B. Sufficiency of Fraud Claim
AMC also argues that, in the alternative, Plaintiff's second cause of action for fraud must be dismissed for failure to meet the heightened pleading standards of Rule 9(b) of the Federal Rules of Civil Procedure. Rule 9(b) provides that "[i]n alleging fraud or mistake, a party must state with particularity the circumstances constituting fraud or mistake. Malice, intent, knowledge, and other conditions of a person's mind may be alleged generally." Fed. R. Civ. P. 9(b). For affirmative misrepresentations the Second Circuit has held that, in order to satisfy this rule, a complaint must "(1) specify the statements that the plaintiff contends were fraudulent, (2) identify the speaker, (3) state where and when the statements were made, and (4) explain why the statements were fraudulent." Novak v. Kasaks, 216 F.3d 300, 306 (2d Cir. 2000). AMC argues that the Complaint does not satisfy this standard, and that it fails to allege any of the elements of common law fraud.
Plaintiff, in effect, asserts a claim for fraudulent concealment. To satisfy Rule 9(b) for such a claim, a plaintiff must specify in the complaint "(1) what the omissions were; (2) the person responsible for the failure to disclose; (3) the context of the omissions and the manner in which they misled the plaintiff, and (4) what defendant obtained through the fraud." Malmsteen v. Berdon, LLP, 477 F. Supp. 2d 655, 664 (S.D.N.Y. 2007) (quoting Odyssey Re (London) Ltd. v. Stirling Cooke Brown Holdings Ltd., 85 F. Supp. 2d 282, 293 (S.D.N.Y. 2000)). The Complaint alleges that AMC, in contravention of its fiduciary duty to MSW, "willfully" failed to disclose "(a) the indebtedness to Barnatrans; (b) the weakened fiscal condition of AMC and its affiliate AMC S.A.; and (c) the risk that the Shipment could be seized by Barnatrans." (Am. Comp. ¶ 47.) The Complaint also sets forth how MSW was misled and what AMC obtained through the fraud, alleging that "[i]f MSW had been informed of these facts, AMC would not have been retained by MSW to provide services for the Shipment." (Am.

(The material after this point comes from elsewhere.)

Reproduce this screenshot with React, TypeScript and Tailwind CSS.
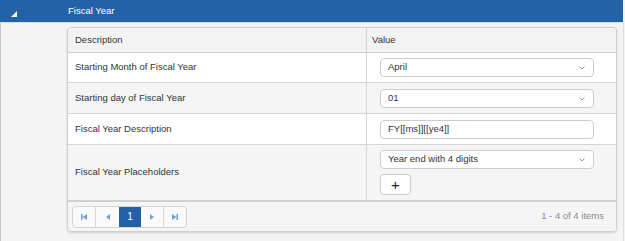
import React from 'react';

const font = { fontFamily: '"Liberation Sans", Arial, sans-serif' };

function Chevron() {
  return (
    <svg width="6" height="4" viewBox="0 0 6 4" className="absolute right-[8px] top-[7px]">
      <polyline points="0.5,0.5 3,3 5.5,0.5" fill="none" stroke="#9a9a9a" strokeWidth="1" />
    </svg>
  );
}

function Select({ value }: { value: string }) {
  return (
    <div className="relative w-[214px] h-[19px] bg-white border border-[#cccccc] rounded-[4px] pl-[7px] flex items-center text-[9.5px] text-[#333]">
      {value}
      <Chevron />
    </div>
  );
}

function PagerIcon({ kind }: { kind: 'first' | 'prev' | 'next' | 'last' }) {
  const c = '#6f9fd6';
  return (
    <svg width="8" height="8" viewBox="0 0 8 8">
      {kind === 'first' && (
        <>
          <rect x="1" y="1" width="1.5" height="6" fill={c} />
          <polygon points="7,1 7,7 2.5,4" fill={c} />
        </>
      )}
      {kind === 'prev' && <polygon points="6,1 6,7 2,4" fill={c} />}
      {kind === 'next' && <polygon points="2,1 2,7 6,4" fill={c} />}
      {kind === 'last' && (
        <>
          <polygon points="1,1 1,7 5.5,4" fill={c} />
          <rect x="5.5" y="1" width="1.5" height="6" fill={c} />
        </>
      )}
    </svg>
  );
}

export default function App() {
  const rows = [
    { label: 'Starting Month of Fiscal Year', h: 'h-[30px]', bg: 'bg-white' },
    { label: 'Starting day of Fiscal Year', h: 'h-[31px]', bg: 'bg-[#f5f5f5]' },
    { label: 'Fiscal Year Description', h: 'h-[31px]', bg: 'bg-white' },
  ];

  return (
    <div style={font} className="w-[625px] h-[241px] bg-[#f4f4f4] overflow-hidden">
      <div className="h-[23px] bg-[#2361a8] border-b border-[#dcdcdc] flex items-center mr-[2px]">
        <svg width="6" height="6" viewBox="0 0 6 6" className="ml-[11px] mt-[5px]">
          <polygon points="6,0 6,6 0,6" fill="#ffffff" />
        </svg>
        <span className="ml-[51px] text-white text-[9.5px]">Fiscal Year</span>
      </div>
      <div className="h-[218px] border-l border-[#c8c8c8] border-r border-r-[#dddddd] mr-[1px] pt-[4px]">
        <div className="ml-[66px] w-[550px] border border-[#cfcfcf] rounded-[4px] shadow-[0_1px_2px_rgba(0,0,0,0.15)] overflow-hidden text-[9.5px] text-[#333]">
          <div className="flex h-[25px] bg-[#f3f3f3] border-b border-[#cfcfcf]">
            <div className="w-[299px] pl-[7px] flex items-center border-r border-[#d5d5d5]">Description</div>
            <div className="flex-1 pl-[5px] flex items-center">Value</div>
          </div>
          {rows.map((r, i) => (
            <div key={r.label} className={`flex ${r.h} ${r.bg} border-b border-[#d5d5d5]`}>
              <div className="w-[299px] pl-[7px] flex items-center border-r border-[#d5d5d5]">{r.label}</div>
              <div className="flex-1 pl-[13px] flex items-center">
                {i === 0 && <Select value="April" />}
                {i === 1 && <Select value="01" />}
                {i === 2 && (
                  <div className="w-[214px] h-[19px] bg-white border border-[#cccccc] rounded-[4px] pl-[7px] flex items-center">
                    FY[[ms]][[ye4]]
                  </div>
                )}
              </div>
            </div>
          ))}
          <div className="flex h-[57px] bg-[#f5f5f5] border-b-2 border-[#d0d0d0]">
            <div className="w-[299px] pl-[7px] flex items-center border-r border-[#d5d5d5]">Fiscal Year Placeholders</div>
            <div className="flex-1 pl-[13px] pt-[5px] flex flex-col gap-[5px]">
              <Select value="Year end with 4 digits" />
              <div className="w-[31px] h-[21px] bg-white border border-[#cccccc] rounded-[4px] flex items-center justify-center text-[15px] leading-none text-[#222]">
                +
              </div>
            </div>
          </div>
          <div className="h-[29px] bg-[#f5f5f5] flex items-center pl-[4px] pr-[12px]">
            <div className="flex h-[22px] border border-[#d3d3d3] rounded-[4px] overflow-hidden bg-[#fafafa]">
              <div className="w-[23px] flex items-center justify-center border-r border-[#d8d8d8]"><PagerIcon kind="first" /></div>
              <div className="w-[23px] flex items-center justify-center"><PagerIcon kind="prev" /></div>
              <div className="w-[22px] flex items-center justify-center bg-[#2361a8] text-white text-[10px]">1</div>
              <div className="w-[23px] flex items-center justify-center border-r border-[#d8d8d8]"><PagerIcon kind="next" /></div>
              <div className="w-[22px] flex items-center justify-center"><PagerIcon kind="last" /></div>
            </div>
            <div className="ml-auto text-[#8a8a8a]">1 - 4 of 4 items</div>
          </div>
        </div>
      </div>
    </div>
  );
}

Comp. ¶ 48.) Whether the evidence will support these allegations, of course, remains to be seen. But the allegations of the Complaint are sufficient to satisfy the requirements of Rule 9(b) for this type of claim. Accordingly, AMC's motion to dismiss this claim is denied.
C. AMC's Motion to Dismiss the Fourth and Fifth Claims
Because the Court does not dismiss the first three claims, the Court may also assume supplemental jurisdiction over the fourth and fifth claims. See 28 U.S.C. § 1367(a). AMC argues that these claims must be dismissed because the total amount at issue for the fourth and fifth claims is $32,157.82-less than the $75,000 amount-in-controversy threshold for diversity jurisdiction. See 28 U.S.C. § 1332(a). But the total amount at issue (including the first three claims) is over $190,000-well in excess of the amount-in-controversy requirement. AMC makes no argument that the fourth and fifth claims for breach of contract and account stated (in connection with the very same dispute over the non-delivery of the wine) are not part of the "same case or controversy" as the first three claims, or that any of the bases for a court to decline supplemental jurisdiction are present. 28 U.S.C. § 1367(a), (c). AMC argues only that once the first three claims are dismissed, Plaintiff can no longer meet the amount-in-controversy requirement. Since the Court declines to dismiss the first three claims, AMC's arguments are inapplicable. Thus, the Court denies AMC's motion to dismiss the fourth and fifth claims.
For the reasons set forth above, AMC's motion to dismiss the Amended Complaint (Dkt. No. 10) is DENIED. The Clerk of Court is directed to terminate the motion at Docket Entry Number 10.